India in WI: The kill-thrill-kill series
Despite thrill on the final days of the three Tests, the series is turning out to be a nightmare, writes Atul Sondhi.india Updated: Jun 29, 2006 11:47 IST
Two tournaments are simultaneously going on, and with equally contrasting results. While some enthralling matches in the FIFA World Cup are keeping most sports buffs awake well past midnight, the ongoing series in the West Indies is threatening to do exactly the opposite - put them to some sound sleep.
An uninspiring West Indies captain, a nervous umpire, unsporting pitches, and fickle weather are all conspiring to ensure a 0-0 result unless the teams come up with something really magical.
Urgency to win
Are the West Indies really eager to win a series against India? It will be outrageous to say no, but equally outrageous are their tactics! Batting for three days for such a slow run-rate is one of these.
A team like Australia, even when chips are down, goes for a run-rate of about four to four-and-a-half to give themselves a decent chance to bowl the opposition out. This West Indies side does exactly the opposite.
Even when they are going strong, they tend to move slow. The former champions fail to realise that they have the likes of Pedro and Collymore, and not Lee and McGrath to finish the opposition twice in limited time.

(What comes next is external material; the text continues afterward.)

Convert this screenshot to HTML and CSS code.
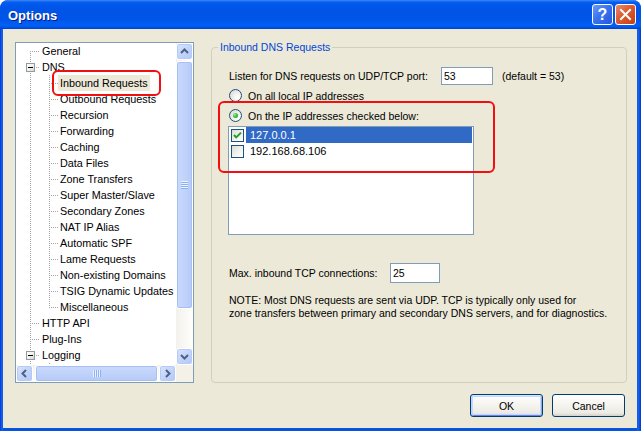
FILE: index.html
```html
<!DOCTYPE html>
<html>
<head>
<meta charset="utf-8">
<link rel="stylesheet" href="styles.css">
</head>
<body>
<div class="window">
  <div class="titlebar">
    <span class="title">Options</span>
    <div class="caption-btns">
      <div class="cap help">?</div>
      <div class="cap close">
        <svg width="19" height="19" viewBox="0 0 19 19"><path d="M5 5 L14 14 M14 5 L5 14" stroke="#fff" stroke-width="2" stroke-linecap="square"/></svg>
      </div>
    </div>
  </div>
  <div class="client">
    <div class="main">
      <div class="tree">
        <div class="tree-content">
          <div class="row"><span class="g0 first"></span><span class="label">General</span></div>
          <div class="row"><span class="g0 boxrow"><span class="tbox"></span></span><span class="label">DNS</span></div>
          <div class="row"><span class="g0 pass"></span><span class="g1 mid"></span><span class="label sel">Inbound Requests</span></div>
          <div class="row"><span class="g0 pass"></span><span class="g1 mid"></span><span class="label">Outbound Requests</span></div>
          <div class="row"><span class="g0 pass"></span><span class="g1 mid"></span><span class="label">Recursion</span></div>
          <div class="row"><span class="g0 pass"></span><span class="g1 mid"></span><span class="label">Forwarding</span></div>
          <div class="row"><span class="g0 pass"></span><span class="g1 mid"></span><span class="label">Caching</span></div>
          <div class="row"><span class="g0 pass"></span><span class="g1 mid"></span><span class="label">Data Files</span></div>
          <div class="row"><span class="g0 pass"></span><span class="g1 mid"></span><span class="label">Zone Transfers</span></div>
          <div class="row"><span class="g0 pass"></span><span class="g1 mid"></span><span class="label">Super Master/Slave</span></div>
          <div class="row"><span class="g0 pass"></span><span class="g1 mid"></span><span class="label">Secondary Zones</span></div>
          <div class="row"><span class="g0 pass"></span><span class="g1 mid"></span><span class="label">NAT IP Alias</span></div>
          <div class="row"><span class="g0 pass"></span><span class="g1 mid"></span><span class="label">Automatic SPF</span></div>
          <div class="row"><span class="g0 pass"></span><span class="g1 mid"></span><span class="label">Lame Requests</span></div>
          <div class="row"><span class="g0 pass"></span><span class="g1 mid"></span><span class="label">Non-existing Domains</span></div>
          <div class="row"><span class="g0 pass"></span><span class="g1 mid"></span><span class="label">TSIG Dynamic Updates</span></div>
          <div class="row"><span class="g0 pass"></span><span class="g1 last"></span><span class="label">Miscellaneous</span></div>
          <div class="row"><span class="g0 mid"></span><span class="label">HTTP API</span></div>
          <div class="row"><span class="g0 mid"></span><span class="label">Plug-Ins</span></div>
          <div class="row"><span class="g0 boxrow"><span class="tbox"></span></span><span class="label">Logging</span></div>
          <div class="row"><span class="g0 pass"></span><span class="g1 mid"></span></div>
          <div class="annot annot-tree"></div>
        </div>
        <div class="vbar">
          <div class="sbtn">
            <svg width="15" height="15" viewBox="0 0 15 15"><path d="M4 9 L7.5 5.5 L11 9" fill="none" stroke="#4D6185" stroke-width="2"/></svg>
          </div>
          <div class="vthumb"><span class="grip-v"></span></div>
          <div class="spacer"></div>
          <div class="sbtn">
            <svg width="15" height="15" viewBox="0 0 15 15"><path d="M4 6 L7.5 9.5 L11 6" fill="none" stroke="#4D6185" stroke-width="2"/></svg>
          </div>
        </div>
        <div class="hbar">
          <div class="sbtn">
            <svg width="15" height="15" viewBox="0 0 15 15"><path d="M9 4 L5.5 7.5 L9 11" fill="none" stroke="#4D6185" stroke-width="2"/></svg>
          </div>
          <div class="hthumb"><span class="grip-h"></span></div>
          <div class="spacer"></div>
          <div class="sbtn">
            <svg width="15" height="15" viewBox="0 0 15 15"><path d="M6 4 L9.5 7.5 L6 11" fill="none" stroke="#4D6185" stroke-width="2"/></svg>
          </div>
        </div>
        <div class="corner"></div>
      </div>

      <div class="group">
        <span class="legend">Inbound DNS Requests</span>
        <div class="listen-row">
          <span class="listen-label">Listen for DNS requests on UDP/TCP port:</span>
          <div class="edit port">53</div>
          <span class="hint">(default = 53)</span>
        </div>
        <div class="radio-row r1"><span class="radio"></span><span>On all local IP addresses</span></div>
        <div class="radio-row r2"><span class="radio on"></span><span>On the IP addresses checked below:</span></div>
        <div class="listbox">
          <div class="lrow"><span class="check on"><svg width="11" height="11" viewBox="0 0 11 11"><path d="M2 5 L4.2 7.4 L9 2.6" fill="none" stroke="#21A121" stroke-width="2"/></svg></span><span class="ltext sel">127.0.0.1</span></div>
          <div class="lrow"><span class="check"></span><span class="ltext">192.168.68.106</span></div>
        </div>
        <div class="max-row">
          <span class="max-label">Max. inbound TCP connections:</span>
          <div class="edit maxconn">25</div>
        </div>
        <p class="note">NOTE: Most DNS requests are sent via UDP. TCP is typically only used for<br>zone transfers between primary and secondary DNS servers, and for diagnostics.</p>
        <div class="annot annot-group"></div>
      </div>
    </div>
    <div class="buttons">
      <div class="btn default">OK</div>
      <div class="btn">Cancel</div>
    </div>
  </div>
</div>
</body>
</html>
```

FILE: styles.css
```css
html, body {
  margin: 0;
  padding: 0;
  background: #ffffff;
}
body {
  font-family: "Liberation Sans", Arial, sans-serif;
  font-size: 10.5px;
  color: #000;
}
.window {
  width: 641px;
  height: 431px;
  box-sizing: border-box;
  background: linear-gradient(to right, #0831D9 0, #166AEE 2px, #0855DD 3px, #0855DD 637px, #166AEE 638px, #0831D9 641px);
  border-radius: 8px 8px 0 0;
  display: flex;
  flex-direction: column;
  overflow: hidden;
}
.titlebar {
  height: 29px;
  flex: none;
  display: flex;
  align-items: center;
  padding: 0 5px 0 8px;
  background: linear-gradient(to bottom, #3C8CF8 0, #0A5FEF 2px, #0058EE 4px, #0054E6 10px, #0055E8 20px, #0060F6 25px, #0058EA 27px, #003DD1 29px);
  border-radius: 8px 8px 0 0;
}
.title {
  color: #fff;
  font-weight: bold;
  font-size: 13px;
  text-shadow: 1px 1px 0 #0A1C8A;
  margin-top: 1px;
}
.caption-btns {
  margin-left: auto;
  display: flex;
  gap: 2px;
}
.cap {
  width: 21px;
  height: 21px;
  box-sizing: border-box;
  border: 1px solid #fff;
  border-radius: 3px;
  display: flex;
  align-items: center;
  justify-content: center;
  color: #fff;
}
.help {
  background: linear-gradient(135deg, #6F9BF8 0%, #3A73EE 45%, #2359DE 100%);
  font-weight: bold;
  font-size: 16px;
  font-family: "Liberation Sans", Arial, sans-serif;
}
.close {
  background: linear-gradient(135deg, #E98B6B 0%, #DD5A30 45%, #C73E14 100%);
}
.client {
  flex: 1;
  margin: 0 4px 3px 3px;
  background: #ECE9D8;
  padding: 13px 10px 0 12px;
  display: flex;
  flex-direction: column;
}
.main {
  display: flex;
  gap: 17px;
  height: 341px;
}

/* Tree */
.tree {
  width: 179px;
  height: 341px;
  box-sizing: border-box;
  border: 1px solid #7F9DB9;
  background: #fff;
  display: grid;
  grid-template-columns: 160px 17px;
  grid-template-rows: 322px 17px;
  flex: none;
}
.tree-content {
  position: relative;
  overflow: hidden;
}
.row {
  display: flex;
  height: 16px;
  align-items: center;
}
.g0, .g1 {
  flex: none;
  height: 16px;
  display: flex;
  align-items: center;
  --vd: repeating-linear-gradient(to bottom, #A5A5A5 0 1px, transparent 1px 2px);
  --hd: repeating-linear-gradient(to right, #A5A5A5 0 1px, transparent 1px 2px);
}
.g0 { width: 24px; }
.g1 { width: 18px; }
.g0.first {
  background: var(--hd) 16px 8px / 8px 1px no-repeat, var(--vd) 14px 8px / 1px 8px no-repeat;
}
.g0.mid, .g0.boxrow {
  background: var(--hd) 16px 8px / 8px 1px no-repeat, var(--vd) 14px 0 / 1px 16px no-repeat;
}
.g0.pass {
  background: var(--vd) 14px 0 / 1px 16px no-repeat;
}
.g1.mid {
  background: var(--hd) 11px 8px / 7px 1px no-repeat, var(--vd) 9px 0 / 1px 16px no-repeat;
}
.g1.last {
  background: var(--hd) 11px 8px / 7px 1px no-repeat, var(--vd) 9px 0 / 1px 9px no-repeat;
}
.tbox {
  width: 9px;
  height: 9px;
  box-sizing: border-box;
  margin-left: 10px;
  margin-top: 1px;
  border: 1px solid #8C9DA9;
  background: linear-gradient(-45deg, #D6D3C6 0%, #F2F1EC 50%, #ffffff 100%);
  display: flex;
  align-items: center;
  justify-content: center;
}
.tbox::after {
  content: "";
  width: 5px;
  height: 1px;
  background: #000;
}
.label {
  line-height: 16px;
  padding: 0 2px;
  white-space: nowrap;
  font-size: 10.8px;
}
.label.sel {
  background: #ECE9D8;
}
.annot {
  position: absolute;
  border: 2px solid #F20F0F;
  border-radius: 6px;
  box-sizing: border-box;
  pointer-events: none;
}
.annot-tree {
  left: 36px;
  top: 27px;
  width: 109px;
  height: 26px;
}

/* Scrollbars */
.vbar {
  display: flex;
  flex-direction: column;
  background: linear-gradient(to right, #F3F1EC, #FEFEFB);
}
.hbar {
  display: flex;
  background: linear-gradient(to bottom, #F3F1EC, #FEFEFB);
}
.corner {
  background: #F3F1E8;
}
.spacer { flex: 1; }
.sbtn {
  width: 17px;
  height: 17px;
  box-sizing: border-box;
  border: 1px solid #fff;
  border-radius: 3px;
  background: linear-gradient(135deg, #D9E5FD 0%, #C3D4FB 50%, #B3C8F6 100%);
  box-shadow: inset 0 0 0 1px #B7CAF5;
  display: flex;
  align-items: center;
  justify-content: center;
  flex: none;
}
.vthumb {
  margin-top: 1px;
  height: 248px;
  box-sizing: border-box;
  border: 1px solid #fff;
  border-radius: 3px;
  background: linear-gradient(to right, #CAD9FD 0%, #C1D3FB 50%, #B6CAF8 100%);
  box-shadow: inset 0 0 0 1px #A9BFF3;
  display: flex;
  align-items: center;
  justify-content: center;
}
.grip-v {
  width: 7px;
  height: 8px;
  background: repeating-linear-gradient(to bottom, #EEF4FE 0 1px, #8CB0F8 1px 2px);
}
.hthumb {
  margin-left: 2px;
  width: 123px;
  box-sizing: border-box;
  border: 1px solid #fff;
  border-radius: 3px;
  background: linear-gradient(to bottom, #CAD9FD 0%, #C1D3FB 50%, #B6CAF8 100%);
  box-shadow: inset 0 0 0 1px #A9BFF3;
  display: flex;
  align-items: center;
  justify-content: center;
}
.grip-h {
  width: 8px;
  height: 7px;
  background: repeating-linear-gradient(to right, #EEF4FE 0 1px, #8CB0F8 1px 2px);
}

/* Group box */
.group {
  position: relative;
  width: 416px;
  height: 336px;
  margin-top: 5px;
  box-sizing: border-box;
  border: 1px solid #D0D0BF;
  border-radius: 4px;
  padding: 0 0 0 17px;
}
.legend {
  position: absolute;
  top: -7px;
  left: 6px;
  padding: 0 2px;
  line-height: 13px;
  background: #ECE9D8;
  color: #0046D5;
}
.listen-row {
  margin-top: 19px;
  height: 18px;
  display: flex;
  align-items: center;
}
.listen-label {
  width: 212px;
  flex: none;
}
.edit {
  box-sizing: border-box;
  border: 1px solid #7F9DB9;
  background: #fff;
  padding-left: 2px;
  display: flex;
  align-items: center;
  flex: none;
}
.port {
  width: 52px;
  height: 18px;
}
.hint {
  margin-left: 9px;
}
.radio-row {
  display: flex;
  align-items: center;
  height: 13px;
}
.r1 { margin-top: 4px; }
.r2 { margin-top: 7px; }
.radio {
  width: 13px;
  height: 13px;
  box-sizing: border-box;
  border-radius: 50%;
  border: 1px solid #1C5180;
  background: radial-gradient(circle at 70% 70%, #ffffff 0%, #F2F1EB 40%, #D4D2C8 100%);
  margin-right: 6px;
  display: flex;
  align-items: center;
  justify-content: center;
  flex: none;
}
.radio.on::after {
  content: "";
  width: 5px;
  height: 5px;
  border-radius: 50%;
  background: radial-gradient(circle at 35% 35%, #A8EBA8 0%, #3BC03B 45%, #21A121 100%);
}
.listbox {
  margin-top: 4px;
  margin-left: -1px;
  width: 246px;
  height: 109px;
  box-sizing: border-box;
  border: 1px solid #7F9DB9;
  background: #fff;
}
.lrow {
  height: 16px;
  display: flex;
  align-items: center;
}
.check {
  width: 13px;
  height: 13px;
  box-sizing: border-box;
  border: 1px solid #1C5180;
  background: linear-gradient(135deg, #DCDCD7 0%, #F4F4F1 60%, #ffffff 100%);
  margin-left: 2px;
  margin-top: 1px;
  flex: none;
  display: flex;
  align-items: center;
  justify-content: center;
}
.ltext {
  flex: 1;
  margin: 0 1px 0 2px;
  padding-left: 4px;
  line-height: 16px;
  font-size: 11px;
}
.ltext.sel {
  background: #316AC5;
  color: #fff;
}
.max-row {
  margin-top: 28px;
  display: flex;
  align-items: center;
  height: 20px;
}
.max-label {
  width: 161px;
  flex: none;
}
.maxconn {
  width: 50px;
  height: 20px;
}
.note {
  margin: 11px 0 0 0;
  line-height: 13px;
}
.annot-group {
  left: 6px;
  top: 53px;
  width: 277px;
  height: 72px;
}

/* Buttons */
.buttons {
  display: flex;
  justify-content: flex-end;
  gap: 9px;
  margin-top: 11px;
  padding-right: 2px;
}
.btn {
  width: 73px;
  height: 23px;
  box-sizing: border-box;
  border: 1px solid #003C74;
  border-radius: 3px;
  background: linear-gradient(to bottom, #FFFFFF 0%, #F4F3EE 50%, #ECEBE6 85%, #D6D0C5 100%);
  display: flex;
  align-items: center;
  justify-content: center;
}
.btn.default {
  box-shadow: inset 0 1px 0 #CEE7FF, inset 1px 0 0 #BCD4F6, inset -1px 0 0 #89ADE4, inset 0 -1px 0 #6982EE, inset 0 0 0 2px #C4D8F8;
}
```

The West Indies run rate at home in 500 plus 1st innings scores (Since 2000):
|3.57||543/5 declared||South Africa||Georgetown/2004-05||Drawn|
|3.72||751/5 declared||England||St John's/2003-04||Drawn|
So it certainly does not come as surprise if the West Indies are unable to press home the advantage of scoring 500 plus first innings score in home conditions. Their progress is painfully slow. It dulls the momentum beyond imagination!
Did Lara really want to win the test after a face-off with the West Indies' Board on bowlers' selection? Was this greatest of players overwhelmed, or shocked, by the unfamiliar situation the West Indies suddenly found themselves in?
Were the West Indies bowlers so tired that Lara was reluctant to enforce the follow on? Was it the pain-barrier West Indian bowlers were unwilling to cross, or was it simply the fear that the likes of Kumble and Harbhajan could be deadly in the final session on the final day?
One will never know the truth, whatever the skipper says. But in the hindsight, two Indian wickets in the final session on the fourth day could have been the road to victory for the hosts.
One hundred and twenty to 130 overs at the Indians over two days would have meant some unbearable pressure, and an elusive win for the home team. Lara may have lost the plot.